[BEGIN GIVEN DATA]

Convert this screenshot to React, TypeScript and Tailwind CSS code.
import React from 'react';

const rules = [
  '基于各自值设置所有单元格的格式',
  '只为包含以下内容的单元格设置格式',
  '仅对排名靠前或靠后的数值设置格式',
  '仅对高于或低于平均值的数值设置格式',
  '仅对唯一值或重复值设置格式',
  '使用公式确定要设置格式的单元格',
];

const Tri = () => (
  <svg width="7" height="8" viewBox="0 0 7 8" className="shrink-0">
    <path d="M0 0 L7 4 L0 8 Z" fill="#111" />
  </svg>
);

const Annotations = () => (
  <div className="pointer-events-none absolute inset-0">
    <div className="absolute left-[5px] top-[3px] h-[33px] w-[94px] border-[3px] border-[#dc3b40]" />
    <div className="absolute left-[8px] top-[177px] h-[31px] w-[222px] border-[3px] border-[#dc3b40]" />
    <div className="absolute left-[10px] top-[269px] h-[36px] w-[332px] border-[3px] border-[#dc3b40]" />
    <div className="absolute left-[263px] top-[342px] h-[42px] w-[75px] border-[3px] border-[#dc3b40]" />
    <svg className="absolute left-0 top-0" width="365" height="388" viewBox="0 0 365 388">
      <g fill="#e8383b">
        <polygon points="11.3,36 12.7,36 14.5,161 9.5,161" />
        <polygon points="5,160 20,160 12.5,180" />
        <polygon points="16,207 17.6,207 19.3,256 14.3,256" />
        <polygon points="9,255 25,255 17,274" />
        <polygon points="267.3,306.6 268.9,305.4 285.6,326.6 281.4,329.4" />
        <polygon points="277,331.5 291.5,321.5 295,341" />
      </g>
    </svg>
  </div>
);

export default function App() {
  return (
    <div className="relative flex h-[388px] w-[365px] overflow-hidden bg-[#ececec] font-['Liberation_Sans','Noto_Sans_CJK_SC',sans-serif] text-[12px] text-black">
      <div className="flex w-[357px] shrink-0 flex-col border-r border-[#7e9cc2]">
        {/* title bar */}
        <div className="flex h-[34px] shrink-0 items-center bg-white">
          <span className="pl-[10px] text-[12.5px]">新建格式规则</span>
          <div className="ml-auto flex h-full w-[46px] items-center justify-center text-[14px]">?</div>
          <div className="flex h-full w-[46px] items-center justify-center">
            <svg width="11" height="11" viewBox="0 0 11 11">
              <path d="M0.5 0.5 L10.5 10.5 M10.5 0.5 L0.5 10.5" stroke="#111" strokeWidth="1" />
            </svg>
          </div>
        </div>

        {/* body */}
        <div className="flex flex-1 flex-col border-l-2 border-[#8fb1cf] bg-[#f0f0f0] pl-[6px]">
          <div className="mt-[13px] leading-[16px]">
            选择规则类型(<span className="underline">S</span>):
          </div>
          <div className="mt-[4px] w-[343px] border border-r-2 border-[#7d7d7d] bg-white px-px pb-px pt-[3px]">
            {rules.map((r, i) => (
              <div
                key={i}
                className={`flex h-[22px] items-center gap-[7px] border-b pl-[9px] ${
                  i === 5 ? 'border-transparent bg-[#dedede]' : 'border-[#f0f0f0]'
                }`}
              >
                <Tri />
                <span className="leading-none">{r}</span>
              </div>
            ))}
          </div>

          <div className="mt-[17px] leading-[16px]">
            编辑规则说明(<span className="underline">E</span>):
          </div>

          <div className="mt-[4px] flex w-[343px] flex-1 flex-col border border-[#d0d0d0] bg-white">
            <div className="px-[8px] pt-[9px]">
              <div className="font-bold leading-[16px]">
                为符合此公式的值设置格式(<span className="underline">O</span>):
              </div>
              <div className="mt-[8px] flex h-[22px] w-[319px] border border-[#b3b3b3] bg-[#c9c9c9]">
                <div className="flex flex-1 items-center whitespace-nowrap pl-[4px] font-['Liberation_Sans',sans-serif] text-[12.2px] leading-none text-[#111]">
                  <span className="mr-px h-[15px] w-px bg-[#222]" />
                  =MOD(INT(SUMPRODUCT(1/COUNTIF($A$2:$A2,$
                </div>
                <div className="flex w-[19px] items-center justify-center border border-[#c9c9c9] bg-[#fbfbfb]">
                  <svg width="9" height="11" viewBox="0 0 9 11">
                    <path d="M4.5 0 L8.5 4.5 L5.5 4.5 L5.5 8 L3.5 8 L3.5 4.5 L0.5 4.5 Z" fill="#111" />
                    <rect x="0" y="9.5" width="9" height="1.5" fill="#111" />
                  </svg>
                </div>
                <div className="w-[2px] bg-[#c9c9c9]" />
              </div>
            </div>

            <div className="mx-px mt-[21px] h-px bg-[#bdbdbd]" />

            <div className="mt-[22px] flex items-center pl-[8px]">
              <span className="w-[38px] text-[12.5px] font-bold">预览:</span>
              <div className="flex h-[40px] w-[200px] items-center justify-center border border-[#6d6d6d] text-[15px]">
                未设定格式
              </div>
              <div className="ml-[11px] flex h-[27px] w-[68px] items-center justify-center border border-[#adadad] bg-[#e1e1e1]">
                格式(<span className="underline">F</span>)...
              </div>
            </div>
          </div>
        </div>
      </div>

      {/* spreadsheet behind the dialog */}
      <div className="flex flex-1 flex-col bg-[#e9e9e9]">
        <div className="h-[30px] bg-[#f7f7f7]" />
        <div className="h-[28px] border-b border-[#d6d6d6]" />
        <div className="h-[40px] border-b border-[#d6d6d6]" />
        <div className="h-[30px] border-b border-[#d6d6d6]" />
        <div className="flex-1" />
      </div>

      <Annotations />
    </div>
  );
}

[END GIVEN DATA]

** WHAT TO WORK ON **
Work out how many lines above have the string "React" in them, and give only the number.

** RESULT **
2